INSTRUCTIONS TO FOLLOW: Repeat the lines below exactly as they appear, but leave out the images.

--- begin ---

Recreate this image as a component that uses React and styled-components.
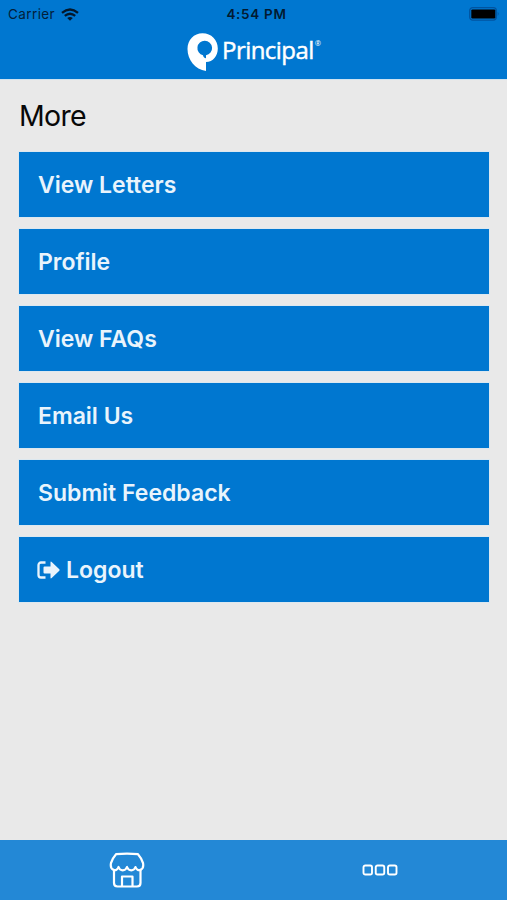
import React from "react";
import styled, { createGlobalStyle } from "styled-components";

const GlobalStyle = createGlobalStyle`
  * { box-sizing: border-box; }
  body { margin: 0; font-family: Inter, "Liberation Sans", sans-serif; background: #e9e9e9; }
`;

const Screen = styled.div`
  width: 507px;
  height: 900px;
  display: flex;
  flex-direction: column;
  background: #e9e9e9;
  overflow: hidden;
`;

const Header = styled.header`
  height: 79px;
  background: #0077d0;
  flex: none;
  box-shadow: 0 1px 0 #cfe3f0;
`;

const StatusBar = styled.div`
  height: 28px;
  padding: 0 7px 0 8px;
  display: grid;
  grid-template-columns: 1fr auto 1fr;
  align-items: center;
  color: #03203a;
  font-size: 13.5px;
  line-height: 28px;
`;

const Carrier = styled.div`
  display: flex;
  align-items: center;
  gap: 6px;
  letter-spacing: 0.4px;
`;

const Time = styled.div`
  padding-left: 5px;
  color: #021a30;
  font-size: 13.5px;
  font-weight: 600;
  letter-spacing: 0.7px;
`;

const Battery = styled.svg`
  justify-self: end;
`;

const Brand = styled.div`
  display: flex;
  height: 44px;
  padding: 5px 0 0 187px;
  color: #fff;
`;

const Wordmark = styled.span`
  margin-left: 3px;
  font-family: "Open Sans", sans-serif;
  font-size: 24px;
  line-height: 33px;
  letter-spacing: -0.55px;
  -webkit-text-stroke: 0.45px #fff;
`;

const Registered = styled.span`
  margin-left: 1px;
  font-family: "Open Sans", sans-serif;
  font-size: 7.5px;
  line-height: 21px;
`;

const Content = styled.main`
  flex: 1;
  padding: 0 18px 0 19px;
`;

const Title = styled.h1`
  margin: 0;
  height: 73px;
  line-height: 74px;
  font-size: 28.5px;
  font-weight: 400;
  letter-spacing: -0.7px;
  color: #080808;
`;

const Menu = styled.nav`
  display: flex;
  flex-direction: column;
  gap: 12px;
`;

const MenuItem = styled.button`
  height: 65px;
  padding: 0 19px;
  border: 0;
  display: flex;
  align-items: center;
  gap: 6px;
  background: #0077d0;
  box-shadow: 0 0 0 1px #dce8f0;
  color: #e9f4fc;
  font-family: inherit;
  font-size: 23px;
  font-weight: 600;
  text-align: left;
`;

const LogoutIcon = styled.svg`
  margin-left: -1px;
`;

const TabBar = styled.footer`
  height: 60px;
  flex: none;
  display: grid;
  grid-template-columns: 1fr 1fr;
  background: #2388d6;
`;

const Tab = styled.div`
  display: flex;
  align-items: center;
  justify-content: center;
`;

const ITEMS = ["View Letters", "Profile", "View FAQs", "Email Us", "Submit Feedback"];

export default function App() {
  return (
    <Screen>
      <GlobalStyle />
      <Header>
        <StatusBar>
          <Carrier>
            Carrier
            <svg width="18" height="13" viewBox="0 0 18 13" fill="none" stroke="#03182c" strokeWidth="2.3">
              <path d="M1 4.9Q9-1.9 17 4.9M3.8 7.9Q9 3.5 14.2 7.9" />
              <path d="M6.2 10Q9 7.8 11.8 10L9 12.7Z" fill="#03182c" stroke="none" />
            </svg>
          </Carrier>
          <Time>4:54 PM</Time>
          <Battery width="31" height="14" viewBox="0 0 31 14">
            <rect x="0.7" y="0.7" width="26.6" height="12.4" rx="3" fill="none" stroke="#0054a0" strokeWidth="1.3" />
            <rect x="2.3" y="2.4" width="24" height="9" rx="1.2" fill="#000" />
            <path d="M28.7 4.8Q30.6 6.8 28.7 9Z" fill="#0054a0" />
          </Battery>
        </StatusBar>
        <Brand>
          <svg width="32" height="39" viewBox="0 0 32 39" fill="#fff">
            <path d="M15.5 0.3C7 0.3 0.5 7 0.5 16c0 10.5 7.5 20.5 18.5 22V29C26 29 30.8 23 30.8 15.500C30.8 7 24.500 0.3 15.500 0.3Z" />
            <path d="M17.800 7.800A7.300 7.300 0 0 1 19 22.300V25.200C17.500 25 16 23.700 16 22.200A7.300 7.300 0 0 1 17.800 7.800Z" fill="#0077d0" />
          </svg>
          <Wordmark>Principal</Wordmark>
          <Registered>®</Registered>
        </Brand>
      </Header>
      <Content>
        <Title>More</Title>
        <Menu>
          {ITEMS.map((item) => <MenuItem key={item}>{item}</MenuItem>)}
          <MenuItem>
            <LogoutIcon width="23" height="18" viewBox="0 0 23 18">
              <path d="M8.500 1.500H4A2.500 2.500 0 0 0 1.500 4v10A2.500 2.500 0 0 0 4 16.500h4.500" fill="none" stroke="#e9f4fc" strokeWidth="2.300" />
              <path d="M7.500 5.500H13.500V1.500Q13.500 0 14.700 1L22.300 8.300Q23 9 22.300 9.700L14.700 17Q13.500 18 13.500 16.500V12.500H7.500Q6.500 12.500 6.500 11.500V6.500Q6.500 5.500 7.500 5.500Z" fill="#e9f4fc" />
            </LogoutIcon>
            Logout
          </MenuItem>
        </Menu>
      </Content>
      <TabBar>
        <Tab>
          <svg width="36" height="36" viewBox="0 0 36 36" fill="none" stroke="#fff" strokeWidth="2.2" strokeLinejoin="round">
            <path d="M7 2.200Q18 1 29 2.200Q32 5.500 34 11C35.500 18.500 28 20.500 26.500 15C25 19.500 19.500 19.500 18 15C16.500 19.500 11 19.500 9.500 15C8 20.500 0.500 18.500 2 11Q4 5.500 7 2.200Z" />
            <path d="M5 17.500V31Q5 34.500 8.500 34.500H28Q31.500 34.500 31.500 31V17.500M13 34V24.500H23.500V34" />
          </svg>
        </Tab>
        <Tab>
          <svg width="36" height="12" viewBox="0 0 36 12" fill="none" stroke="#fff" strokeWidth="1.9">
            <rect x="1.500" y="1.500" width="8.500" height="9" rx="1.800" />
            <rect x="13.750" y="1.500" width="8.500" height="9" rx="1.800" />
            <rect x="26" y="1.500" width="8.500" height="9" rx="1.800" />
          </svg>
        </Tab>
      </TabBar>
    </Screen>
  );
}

--- end ---

CORRECT ANSWER:
Recreate this image as a component that uses React and styled-components.
import React from "react";
import styled, { createGlobalStyle } from "styled-components";

const GlobalStyle = createGlobalStyle`
  * { box-sizing: border-box; }
  body { margin: 0; font-family: Inter, "Liberation Sans", sans-serif; background: #e9e9e9; }
`;

const Screen = styled.div`
  width: 507px;
  height: 900px;
  display: flex;
  flex-direction: column;
  background: #e9e9e9;
  overflow: hidden;
`;

const Header = styled.header`
  height: 79px;
  background: #0077d0;
  flex: none;
  box-shadow: 0 1px 0 #cfe3f0;
`;

const StatusBar = styled.div`
  height: 28px;
  padding: 0 7px 0 8px;
  display: grid;
  grid-template-columns: 1fr auto 1fr;
  align-items: center;
  color: #03203a;
  font-size: 13.5px;
  line-height: 28px;
`;

const Carrier = styled.div`
  display: flex;
  align-items: center;
  gap: 6px;
  letter-spacing: 0.4px;
`;

const Time = styled.div`
  padding-left: 5px;
  color: #021a30;
  font-size: 13.5px;
  font-weight: 600;
  letter-spacing: 0.7px;
`;

const Battery = styled.svg`
  justify-self: end;
`;

const Brand = styled.div`
  display: flex;
  height: 44px;
  padding: 5px 0 0 187px;
  color: #fff;
`;

const Wordmark = styled.span`
  margin-left: 3px;
  font-family: "Open Sans", sans-serif;
  font-size: 24px;
  line-height: 33px;
  letter-spacing: -0.55px;
  -webkit-text-stroke: 0.45px #fff;
`;

const Registered = styled.span`
  margin-left: 1px;
  font-family: "Open Sans", sans-serif;
  font-size: 7.5px;
  line-height: 21px;
`;

const Content = styled.main`
  flex: 1;
  padding: 0 18px 0 19px;
`;

const Title = styled.h1`
  margin: 0;
  height: 73px;
  line-height: 74px;
  font-size: 28.5px;
  font-weight: 400;
  letter-spacing: -0.7px;
  color: #080808;
`;

const Menu = styled.nav`
  display: flex;
  flex-direction: column;
  gap: 12px;
`;

const MenuItem = styled.button`
  height: 65px;
  padding: 0 19px;
  border: 0;
  display: flex;
  align-items: center;
  gap: 6px;
  background: #0077d0;
  box-shadow: 0 0 0 1px #dce8f0;
  color: #e9f4fc;
  font-family: inherit;
  font-size: 23px;
  font-weight: 600;
  text-align: left;
`;

const LogoutIcon = styled.svg`
  margin-left: -1px;
`;

const TabBar = styled.footer`
  height: 60px;
  flex: none;
  display: grid;
  grid-template-columns: 1fr 1fr;
  background: #2388d6;
`;

const Tab = styled.div`
  display: flex;
  align-items: center;
  justify-content: center;
`;

const ITEMS = ["View Letters", "Profile", "View FAQs", "Email Us", "Submit Feedback"];

export default function App() {
  return (
    <Screen>
      <GlobalStyle />
      <Header>
        <StatusBar>
          <Carrier>
            Carrier
            <svg width="18" height="13" viewBox="0 0 18 13" fill="none" stroke="#03182c" strokeWidth="2.3">
              <path d="M1 4.9Q9-1.9 17 4.9M3.8 7.9Q9 3.5 14.2 7.9" />
              <path d="M6.2 10Q9 7.8 11.8 10L9 12.7Z" fill="#03182c" stroke="none" />
            </svg>
          </Carrier>
          <Time>4:54 PM</Time>
          <Battery width="31" height="14" viewBox="0 0 31 14">
            <rect x="0.7" y="0.7" width="26.6" height="12.4" rx="3" fill="none" stroke="#0054a0" strokeWidth="1.3" />
            <rect x="2.3" y="2.4" width="24" height="9" rx="1.2" fill="#000" />
            <path d="M28.7 4.8Q30.6 6.8 28.7 9Z" fill="#0054a0" />
          </Battery>
        </StatusBar>
        <Brand>
          <svg width="32" height="39" viewBox="0 0 32 39" fill="#fff">
            <path d="M15.5 0.3C7 0.3 0.5 7 0.5 16c0 10.5 7.5 20.5 18.5 22V29C26 29 30.8 23 30.8 15.500C30.8 7 24.500 0.3 15.500 0.3Z" />
            <path d="M17.800 7.800A7.300 7.300 0 0 1 19 22.300V25.200C17.500 25 16 23.700 16 22.200A7.300 7.300 0 0 1 17.800 7.800Z" fill="#0077d0" />
          </svg>
          <Wordmark>Principal</Wordmark>
          <Registered>®</Registered>
        </Brand>
      </Header>
      <Content>
        <Title>More</Title>
        <Menu>
          {ITEMS.map((item) => <MenuItem key={item}>{item}</MenuItem>)}
          <MenuItem>
            <LogoutIcon width="23" height="18" viewBox="0 0 23 18">
              <path d="M8.500 1.500H4A2.500 2.500 0 0 0 1.500 4v10A2.500 2.500 0 0 0 4 16.500h4.500" fill="none" stroke="#e9f4fc" strokeWidth="2.300" />
              <path d="M7.500 5.500H13.500V1.500Q13.500 0 14.700 1L22.300 8.300Q23 9 22.300 9.700L14.700 17Q13.500 18 13.500 16.500V12.500H7.500Q6.500 12.500 6.500 11.500V6.500Q6.500 5.500 7.500 5.500Z" fill="#e9f4fc" />
            </LogoutIcon>
            Logout
          </MenuItem>
        </Menu>
      </Content>
      <TabBar>
        <Tab>
          <svg width="36" height="36" viewBox="0 0 36 36" fill="none" stroke="#fff" strokeWidth="2.2" strokeLinejoin="round">
            <path d="M7 2.200Q18 1 29 2.200Q32 5.500 34 11C35.500 18.500 28 20.500 26.500 15C25 19.500 19.500 19.500 18 15C16.500 19.500 11 19.500 9.500 15C8 20.500 0.500 18.500 2 11Q4 5.500 7 2.200Z" />
            <path d="M5 17.500V31Q5 34.500 8.500 34.500H28Q31.500 34.500 31.500 31V17.500M13 34V24.500H23.500V34" />
          </svg>
        </Tab>
        <Tab>
          <svg width="36" height="12" viewBox="0 0 36 12" fill="none" stroke="#fff" strokeWidth="1.9">
            <rect x="1.500" y="1.500" width="8.500" height="9" rx="1.800" />
            <rect x="13.750" y="1.500" width="8.500" height="9" rx="1.800" />
            <rect x="26" y="1.500" width="8.500" height="9" rx="1.800" />
          </svg>
        </Tab>
      </TabBar>
    </Screen>
  );
}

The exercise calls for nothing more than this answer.